3 cloves garlic, minced

½ tsp red pepper flakes

¼ tsp cayenne pepper

1 (1½- to 2-lb [680- to 907-g]) London broil

For the Buttermilk Blue Cheese Dressing

⅓ cup (80 ml) buttermilk

⅓  cup (80 ml) sour cream

⅓ cup (80 ml) mayo

½ tsp salt

½ tsp pepper

¼ tsp Worcestershire sauce

8 oz (226 g) blue cheese crumbles, divide

For the Big Salad

2 large heads romaine, washed, rinsed and chopped

2 large avocados, peeled and sliced

1 small red onion, thinly sliced

4 oz (113 g) cherry tomatoes halves

4 large eggs, hard-cooked

The Grill Dads

The Grill Dads (Ken Goodman)

We like to marinate London broil overnight before grilling. In a large zip-top bag or baking dish, combine the beer, Worcestershire, red wine vinegar, soy sauce, garlic, red pepper flakes and cayenne. If you use a large bag, seal it and squish the mixture together. If you’re marinating in a baking dish instead, whisk the marinade ingredients together. Add the broil to the marinade and marinate in the fridge for 24 hours, flipping the steak about halfway through the marinate time.

Before grilling the London Broil, get all your salad fixings ready. Make the dressing by combining the buttermilk, sour cream, mayo, salt, pepper and Worcestershire in a small bowl. Whisk until smooth and then add half of the blue cheese crumbles.

Remove the broil from its marinade and pat it dry with paper towels. Let it come to room temperature for as long as possible (we’d say 2 hours, but our lawyer says 1 hour and 59 minutes for food safety reasons). While your steak comes to temperature, fill a large bowl with the romaine, avocados, red onion, tomatoes, and peeled and halved eggs. Crumble the remaining blue cheese on top. Chill this while you cook the broil.

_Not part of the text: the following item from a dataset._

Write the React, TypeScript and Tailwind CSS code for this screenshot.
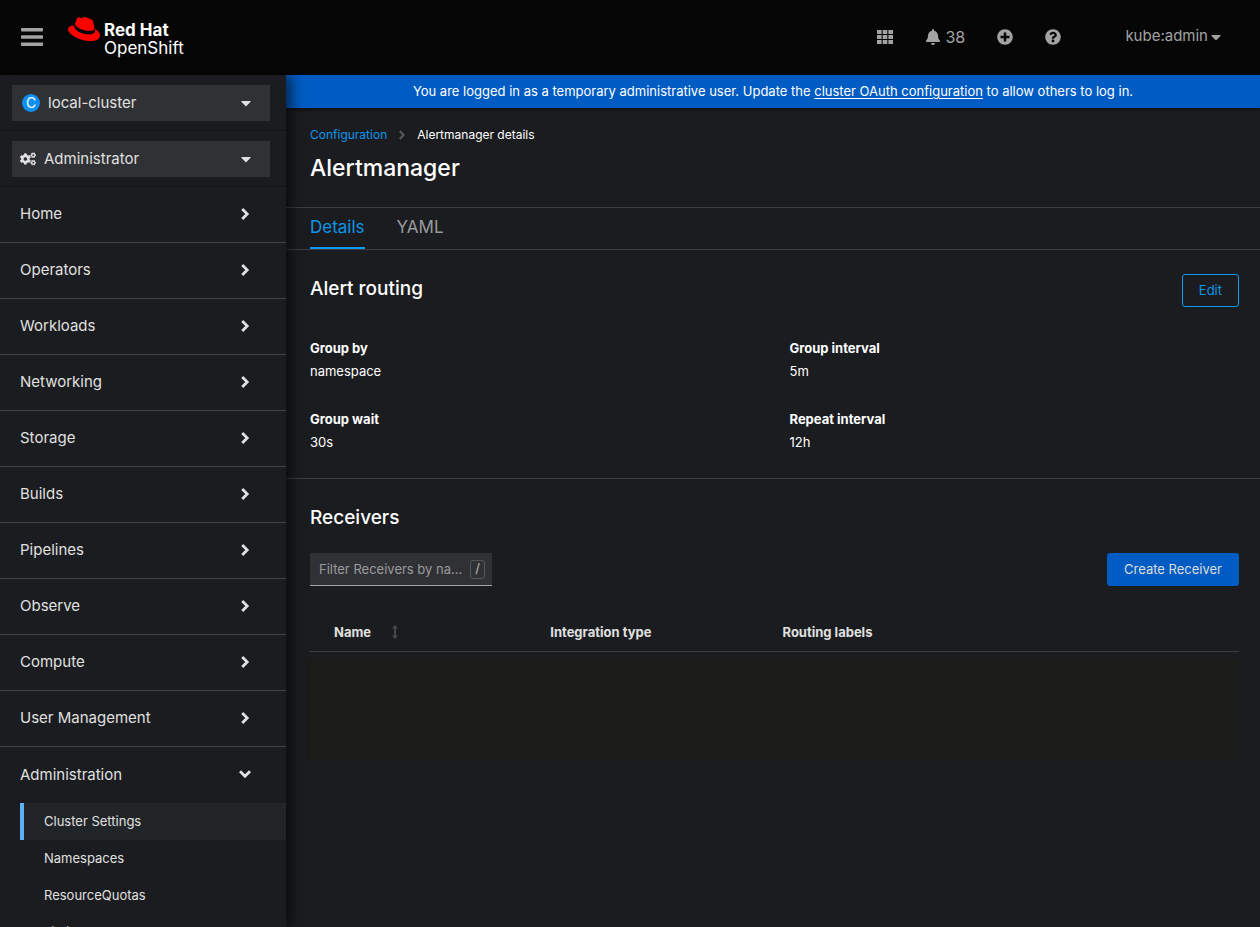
import { useState } from 'react';
import {
  FaAngleRight,
  FaBell,
  FaCaretDown,
  FaCogs,
  FaPlusCircle,
  FaQuestionCircle,
  FaRedhat,
} from 'react-icons/fa';

const sections = [
  'Home',
  'Operators',
  'Workloads',
  'Networking',
  'Storage',
  'Builds',
  'Pipelines',
  'Observe',
  'Compute',
  'User Management',
];

const adminPages = ['Cluster Settings', 'Namespaces', 'ResourceQuotas', 'LimitRanges'];

const routing = [
  { term: 'Group by', value: 'namespace' },
  { term: 'Group interval', value: '5m' },
  { term: 'Group wait', value: '30s' },
  { term: 'Repeat interval', value: '12h' },
];

function Chevron({ open = false }: { open?: boolean }) {
  return (
    <svg
      viewBox="0 0 14 14"
      className={open ? 'mb-0.5 size-3.5 rotate-90' : 'mb-0.5 size-3.5'}
      fill="none"
      stroke="currentColor"
      strokeWidth="2.8"
      aria-hidden="true"
    >
      <path d="M4.2 2 L9.2 7 L4.2 12" />
    </svg>
  );
}

function GridIcon() {
  return (
    <svg viewBox="0 0 16 14" className="h-3.5 w-4" fill="currentColor" aria-hidden="true">
      <path d="M0 0h4.6v4H0zM5.7 0h4.6v4H5.7zM11.4 0H16v4h-4.6zM0 5h4.6v4H0zM5.7 5h4.6v4H5.7zM11.4 5H16v4h-4.6zM0 10h4.6v4H0zM5.7 10h4.6v4H5.7zM11.4 10H16v4h-4.6z" />
    </svg>
  );
}

function SortIcon() {
  return (
    <svg viewBox="0 0 8 14" className="h-3.5 w-2" fill="currentColor" aria-hidden="true">
      <path d="M4 0 L7 3.5 H4.9 V10.5 H7 L4 14 L1 10.5 H3.1 V3.5 H1 Z" />
    </svg>
  );
}

function Masthead() {
  return (
    <header className="flex h-[75px] shrink-0 items-center bg-[#060606] pr-9 pb-0.5 pl-5 text-[#a3a3a3]">
      <button type="button" aria-label="Toggle navigation" className="flex size-6 items-center justify-center">
        <svg viewBox="0 0 22 20" className="h-5 w-[22px]" fill="currentColor" aria-hidden="true">
          <rect y="1" width="22" height="3.4" rx="0.8" />
          <rect y="8.3" width="22" height="3.4" rx="0.8" />
          <rect y="15.6" width="22" height="3.4" rx="0.8" />
        </svg>
      </button>
      <a href="#" className="ml-6 flex h-12 items-start gap-1 text-white">
        <FaRedhat className="size-8 text-[#fe0000]" aria-hidden="true" />
        <span className="flex flex-col pt-2 text-[17px] leading-[18px]">
          <strong className="font-bold">Red Hat</strong>
          <span>OpenShift</span>
        </span>
      </a>
      <div className="ml-auto flex items-center">
        <button type="button" aria-label="Applications" className="flex w-4 justify-center">
          <GridIcon />
        </button>
        <button type="button" aria-label="Notifications" className="ml-8 flex w-10 items-center gap-1">
          <FaBell className="size-4" />
          <span className="text-base">38</span>
        </button>
        <button type="button" aria-label="Add" className="ml-8">
          <FaPlusCircle className="size-4" />
        </button>
        <button type="button" aria-label="Help" className="ml-8">
          <FaQuestionCircle className="size-4" />
        </button>
        <button type="button" className="ml-16 flex items-center text-[15px]">
          kube:admin
          <FaCaretDown className="size-4" />
        </button>
      </div>
    </header>
  );
}

function Sidebar() {
  return (
    <aside className="z-10 flex w-[286px] shrink-0 flex-col overflow-hidden bg-[#1b1c1f] text-[15px] text-[#e0e0e0] shadow-[6px_0_12px_rgba(0,0,0,0.55)]">
      <div className="border-b border-[#131417] pt-[10px] pr-4 pb-[9px] pl-3">
        <div className="flex h-9 items-center bg-[#303134] pr-4 pl-2.5">
          <span className="flex size-[18px] items-center justify-center rounded-full bg-[#0d8ff0] text-sm text-white">C</span>
          <select aria-label="Cluster" className="ml-2 flex-1 appearance-none bg-transparent outline-none">
            <option>local-cluster</option>
          </select>
          <FaCaretDown className="size-4" aria-hidden="true" />
        </div>
      </div>
      <div className="border-b border-[#131417] pt-[10px] pr-4 pb-[9px] pl-3">
        <div className="flex h-9 items-center bg-[#303134] pr-4 pl-2">
          <FaCogs className="size-4" aria-hidden="true" />
          <select aria-label="Perspective" className="ml-2 flex-1 appearance-none bg-transparent outline-none">
            <option>Administrator</option>
          </select>
          <FaCaretDown className="size-4" aria-hidden="true" />
        </div>
      </div>
      <nav aria-label="Main">
        <div className="divide-y divide-[#404144]">
          {sections.map((name) => (
            <button
              key={name}
              type="button"
              aria-expanded="false"
              className="flex h-14 w-full items-center justify-between pr-[34px] pl-5"
            >
              {name}
              <Chevron />
            </button>
          ))}
          <button type="button" aria-expanded="true" className="flex h-14 w-full items-center justify-between pr-[34px] pl-5">
            Administration
            <Chevron open />
          </button>
        </div>
        <ul className="pl-5 text-[13px]">
          {adminPages.map((page, i) => (
            <li key={page}>
              <a
                href="#"
                aria-current={i === 0 ? 'page' : undefined}
                className={
                  i === 0
                    ? 'flex h-[37px] items-center border-l-4 border-[#5db2f5] bg-[#222528] pl-5'
                    : 'flex h-[37px] items-center border-l-4 border-transparent pl-5'
                }
              >
                {page}
              </a>
            </li>
          ))}
        </ul>
      </nav>
    </aside>
  );
}

export default function App() {
  const [filter, setFilter] = useState('');
  return (
    <div className="flex h-screen flex-col overflow-hidden bg-[#1b1c1f] font-['Inter',sans-serif] text-[13px] text-white">
      <Masthead />
      <div className="flex min-h-0 flex-1">
        <Sidebar />
        <main className="min-w-0 flex-1 overflow-hidden">
          <p className="flex h-[33px] items-center justify-center bg-[#005cc3] shadow-[0_1px_4px_rgba(0,0,0,0.6)]">
            <span>
              You are logged in as a temporary administrative user. Update the{' '}
              <a href="#" className="underline underline-offset-2">
                cluster OAuth configuration
              </a>{' '}
              to allow others to log in.
            </span>
          </p>
          <div className="h-[99px] px-6 pt-4">
            <nav aria-label="Breadcrumb" className="flex h-[22px] items-center text-xs">
              <a href="#" className="text-[#0d96ea]">
                Configuration
              </a>
              <FaAngleRight className="mx-2 size-3.5 text-[#55565a]" aria-hidden="true" />
              <span>Alertmanager details</span>
            </nav>
            <h1 className="mt-1.5 text-[23px] leading-8 font-medium">Alertmanager</h1>
          </div>
          <div role="tablist" className="flex h-[43px] gap-8 border-y border-[#3c3d40] px-6 text-[17px]">
            <button type="button" role="tab" aria-selected="true" className="border-b-2 border-[#0d9bf2] text-[#0d96ea]">
              Details
            </button>
            <button type="button" role="tab" aria-selected="false" className="border-b-2 border-transparent text-[#9a9b9d]">
              YAML
            </button>
          </div>
          <section className="border-b border-[#3c3d40] pt-6 pr-[21px] pb-6 pl-6">
            <div className="flex items-start justify-between">
              <h2 className="text-[19px] leading-[30px] font-medium">Alert routing</h2>
              <button type="button" className="h-[33px] rounded-[3px] border border-[#0d9bf2] px-4 text-[#0d96ea]">
                Edit
              </button>
            </div>
            <dl className="mt-[30px] grid grid-cols-2 gap-x-[30px] gap-y-[25px]">
              {routing.map(({ term, value }) => (
                <div key={term} className="leading-[23px]">
                  <dt className="font-bold">{term}</dt>
                  <dd>{value}</dd>
                </div>
              ))}
            </dl>
          </section>
          <section className="pt-6 pr-[21px] pl-6">
            <h2 className="text-[19px] leading-[30px] font-medium">Receivers</h2>
            <div className="mt-5 flex justify-between">
              <div className="flex h-[33px] w-[182px] items-center border-b border-[#a3a3a3] bg-[#303134] pr-[7px] pl-[9px]">
                <input
                  type="text"
                  aria-label="Filter receivers by name"
                  placeholder="Filter Receivers by na..."
                  value={filter}
                  onChange={(e) => setFilter(e.target.value)}
                  className="min-w-0 flex-1 bg-transparent pt-px outline-none placeholder:text-[#9a9b9d]"
                />
                <kbd className="flex h-[19px] w-[15px] items-center justify-center rounded-[3px] border border-[#55565a] font-['Inter',sans-serif] text-[#bdbdbd]">
                  /
                </kbd>
              </div>
              <button type="button" className="h-[33px] rounded-[3px] bg-[#005cc3] px-[17px] text-[#dcdcdc]">
                Create Receiver
              </button>
            </div>
            <table className="mt-[26px] w-full table-fixed border-b border-[#3c3d40] text-left text-[#e0e0e0]">
              <thead>
                <tr className="h-[39px]">
                  <th className="w-1/4 pt-0.5 pl-6 font-bold">
                    <button type="button" className="flex items-center gap-5">
                      Name
                      <span className="text-[#4b4c50]">
                        <SortIcon />
                      </span>
                    </button>
                  </th>
                  <th className="w-1/4 pt-0.5 pl-2 font-bold">Integration type</th>
                  <th className="w-1/2 pt-0.5 pl-2 font-bold">Routing labels</th>
                </tr>
              </thead>
            </table>
            <div className="mt-[7px] -ml-1 h-[102px] bg-[#1b1b1a]" />
          </section>
        </main>
      </div>
    </div>
  );
}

Heat the grill to medium-high direct heat (about 450°F [230°C]) and cook the broil, turning frequently until it reaches 128°F (53°C), about 15 minutes. Rest the steak, loosely covered, for 10 minutes. Sharpen your knife and slice the steak against the grain so thin it only has one side (or as thin as you can), and top the salad with the broil and blue cheese dressing.